Not far away, on Wells Avenue in Reno, Magpie Coffee Roasters’ owner Mark Hirose has noticed the uptick in small, independent roasters popping up around town.
Mark Hirose, Owner of Magpie Coffee Roasters in Reno, roasts a Nicaraguan coffee at his shop in Reno.
Hirose started roasting coffee in a garage back in 2011, with a one-pound roaster. Eight years later, the roasting operation has expanded substantially inside the hip café in Midtown.
Hirose stays relevant amid the market growth through collaboration. He’s recently started bottling his cold-brew coffee, which he hopes to get in more stores around the city. He’s also formed partnerships with Pigeon Head Brewery, Great Basin Brewing Co., and Brasserie Saint James to get his coffee into their beers.

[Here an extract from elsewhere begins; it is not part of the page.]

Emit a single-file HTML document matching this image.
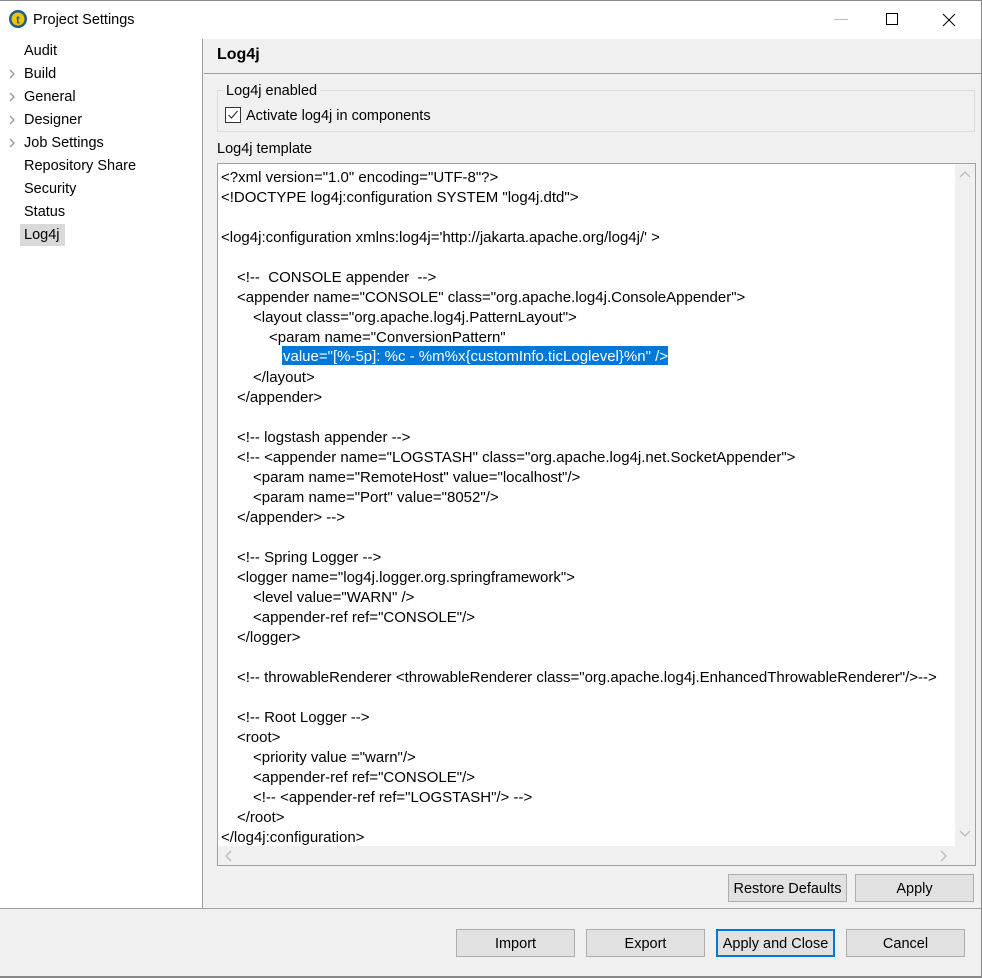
<!DOCTYPE html>
<html><head><meta charset="utf-8"><style>
*{margin:0;padding:0;box-sizing:border-box}
body{width:982px;height:978px;background:#f0f0f0;font-family:"Liberation Sans",sans-serif;font-size:14.5px;color:#000;position:relative;overflow:hidden}
.a{position:absolute;white-space:pre}
.t{margin-top:1px}
.btn{position:absolute;height:28px;width:119px;background:#e1e1e1;border:1px solid #adadad;text-align:center;line-height:28px;font-size:14.5px}
.l{position:absolute;white-space:pre;font-size:15px;line-height:20px;margin-top:2px}
</style></head><body>
<div class="a" style="left:0;top:0;width:982px;height:39px;background:#fff;border-top:1px solid #888;border-right:1px solid #888"></div>
<svg class="a" style="left:8px;top:9px" width="20" height="20"><circle cx="10" cy="10" r="9" fill="#1a5d8f"/><circle cx="10" cy="10" r="6.5" fill="#f2c200"/><text x="10" y="14.5" font-size="11" text-anchor="middle" font-family="Liberation Sans" fill="#1a5d8f" font-weight="bold">t</text></svg>
<div class="a t" style="left:33px;top:11px">Project Settings</div>
<div class="a" style="left:834px;top:19px;width:14px;height:1px;background:#bbb"></div>
<div class="a" style="left:886px;top:13px;width:12px;height:12px;border:1px solid #000"></div>
<svg class="a" style="left:942px;top:13px" width="14" height="14"><path d="M1 1L13 13M13 1L1 13" stroke="#000" stroke-width="1"/></svg>
<div class="a" style="left:981px;top:39px;width:1px;height:939px;background:#888"></div>
<div class="a" style="left:0;top:39px;width:203px;height:869px;background:#fff;border-right:1px solid #a0a0a0"></div>
<div class="a t" style="left:24px;top:42px">Audit</div>
<div class="a t" style="left:24px;top:65px">Build</div>
<div class="a t" style="left:24px;top:88px">General</div>
<div class="a t" style="left:24px;top:111px">Designer</div>
<div class="a t" style="left:24px;top:134px">Job Settings</div>
<div class="a t" style="left:24px;top:157px">Repository Share</div>
<div class="a t" style="left:24px;top:180px">Security</div>
<div class="a t" style="left:24px;top:203px">Status</div>
<div class="a" style="left:20px;top:224px;width:45px;height:22px;background:#d9d9d9"></div>
<div class="a t" style="left:24px;top:226px">Log4j</div>
<svg class="a" style="left:7px;top:69px" width="10" height="90"><g fill="none" stroke="#999" stroke-width="1.3"><path d="M3 1l4 4-4 4"/><path d="M3 24l4 4-4 4"/><path d="M3 47l4 4-4 4"/><path d="M3 70l4 4-4 4"/></g></svg>
<div class="a" style="left:217px;top:46px;font-weight:bold;font-size:16px">Log4j</div>
<div class="a" style="left:204px;top:73px;width:777px;height:1px;background:#a0a0a0"></div>
<div class="a" style="left:217px;top:90px;width:758px;height:42px;border:1px solid #dcdcdc"></div>
<div class="a t" style="left:223px;top:82px;background:#f0f0f0;padding:0 3px">Log4j enabled</div>
<div class="a" style="left:225px;top:107px;width:16px;height:16px;border:1px solid #333;background:#fff"></div>
<svg class="a" style="left:227px;top:109px" width="12" height="12"><path d="M1.5 6l3 3 6-7" fill="none" stroke="#333" stroke-width="1.2"/></svg>
<div class="a t" style="left:246px;top:107px">Activate log4j in components</div>
<div class="a t" style="left:217px;top:140px">Log4j template</div>
<div class="a" style="left:217px;top:163px;width:759px;height:703px;border:1px solid #a0a0a0;background:#fff"></div>
<div class="a" style="left:955px;top:164px;width:20px;height:682px;background:#f0f0f0"></div>
<div class="a" style="left:218px;top:846px;width:757px;height:19px;background:#f0f0f0"></div>
<svg class="a" style="left:958px;top:170px" width="14" height="10"><path d="M2 7l5-5 5 5" fill="none" stroke="#bbb" stroke-width="1.3"/></svg>
<svg class="a" style="left:958px;top:828px" width="14" height="10"><path d="M2 3l5 5 5-5" fill="none" stroke="#bbb" stroke-width="1.3"/></svg>
<svg class="a" style="left:224px;top:849px" width="10" height="14"><path d="M7 2l-5 5 5 5" fill="none" stroke="#bbb" stroke-width="1.3"/></svg>
<svg class="a" style="left:938px;top:849px" width="10" height="14"><path d="M3 2l5 5-5 5" fill="none" stroke="#bbb" stroke-width="1.3"/></svg>
<div class="a" style="left:282px;top:346px;width:386px;height:19px;background:#0078d7"></div>
<div class="l" style="left:221px;top:166px">&lt;?xml version="1.0" encoding="UTF-8"?&gt;</div>
<div class="l" style="left:221px;top:186px">&lt;!DOCTYPE log4j:configuration SYSTEM "log4j.dtd"&gt;</div>
<div class="l" style="left:221px;top:226px">&lt;log4j:configuration xmlns:log4j='http://jakarta.apache.org/log4j/' &gt;</div>
<div class="l" style="left:237px;top:266px">&lt;!--  CONSOLE appender  --&gt;</div>
<div class="l" style="left:237px;top:286px">&lt;appender name="CONSOLE" class="org.apache.log4j.ConsoleAppender"&gt;</div>
<div class="l" style="left:253px;top:306px">&lt;layout class="org.apache.log4j.PatternLayout"&gt;</div>
<div class="l" style="left:269px;top:326px">&lt;param name="ConversionPattern"</div>
<div class="l" style="left:283px;top:345px;color:#fff">value="[%-5p]: %c - %m%x{customInfo.ticLoglevel}%n" /&gt;</div>
<div class="l" style="left:253px;top:366px">&lt;/layout&gt;</div>
<div class="l" style="left:237px;top:386px">&lt;/appender&gt;</div>
<div class="l" style="left:237px;top:426px">&lt;!-- logstash appender --&gt;</div>
<div class="l" style="left:237px;top:446px">&lt;!-- &lt;appender name="LOGSTASH" class="org.apache.log4j.net.SocketAppender"&gt;</div>
<div class="l" style="left:253px;top:466px">&lt;param name="RemoteHost" value="localhost"/&gt;</div>
<div class="l" style="left:253px;top:486px">&lt;param name="Port" value="8052"/&gt;</div>
<div class="l" style="left:237px;top:506px">&lt;/appender&gt; --&gt;</div>
<div class="l" style="left:237px;top:546px">&lt;!-- Spring Logger --&gt;</div>
<div class="l" style="left:237px;top:566px">&lt;logger name="log4j.logger.org.springframework"&gt;</div>
<div class="l" style="left:253px;top:586px">&lt;level value="WARN" /&gt;</div>
<div class="l" style="left:253px;top:606px">&lt;appender-ref ref="CONSOLE"/&gt;</div>
<div class="l" style="left:237px;top:626px">&lt;/logger&gt;</div>
<div class="l" style="left:237px;top:666px">&lt;!-- throwableRenderer &lt;throwableRenderer class="org.apache.log4j.EnhancedThrowableRenderer"/&gt;--&gt;</div>
<div class="l" style="left:237px;top:706px">&lt;!-- Root Logger --&gt;</div>
<div class="l" style="left:237px;top:726px">&lt;root&gt;</div>
<div class="l" style="left:253px;top:746px">&lt;priority value ="warn"/&gt;</div>
<div class="l" style="left:253px;top:766px">&lt;appender-ref ref="CONSOLE"/&gt;</div>
<div class="l" style="left:253px;top:786px">&lt;!-- &lt;appender-ref ref="LOGSTASH"/&gt; --&gt;</div>
<div class="l" style="left:237px;top:806px">&lt;/root&gt;</div>
<div class="l" style="left:221px;top:826px">&lt;/log4j:configuration&gt;</div>
<div class="btn" style="left:728px;top:874px">Restore Defaults</div>
<div class="btn" style="left:855px;top:874px">Apply</div>
<div class="a" style="left:0;top:908px;width:981px;height:1px;background:#a0a0a0"></div>
<div class="btn" style="left:456px;top:929px">Import</div>
<div class="btn" style="left:586px;top:929px">Export</div>
<div class="btn" style="left:716px;top:929px;border:2px solid #0078d7;line-height:26px">Apply and Close</div>
<div class="btn" style="left:846px;top:929px">Cancel</div>
<div class="a" style="left:0;top:976px;width:982px;height:2px;background:#888"></div>
</body></html>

“I think the area has the potential to be a great coffee town,” Hirose says, “but there is still room for growth and improvement.”
Potential for more
The owners of Glory Cloud Coffee Roasters see that potential — and they plan to do something about it.
Started in 2017 by friends and fellow church members Scott Coleman and Hayden Moore, Glory Cloud Coffee is focused on roasting good coffee in its Sparks’ facility while paying it forward to future generations of coffee industry hopefuls.
Moore worked for a wholesale coffee company in Reno for five years, roasting and delivering beans, before moving to Portland, Ore., or as he calls it, “the mecca of coffee.”
“I wanted to expand my knowledge of coffee, but I found I had been pigeonholed,” Moore says. “I didn’t have the right certifications to be taken seriously, and I didn’t make enough money to get those certifications.”
So when Coleman visited Moore in Portland and the two got talking about starting their own coffee company in Reno, they knew that employee development had to be at the center of it.
“When you get into coffee, you don’t ever know if you’re going to get a raise or be trained to be a manager. You don’t know if there is ever going to be any future in it,” Moore says. “We didn’t want that to be the case.”
Once they went into business, Moore was able to go through the certification process to become a tea sommelier and licensed Q Grader through the Quality Coffee Institute.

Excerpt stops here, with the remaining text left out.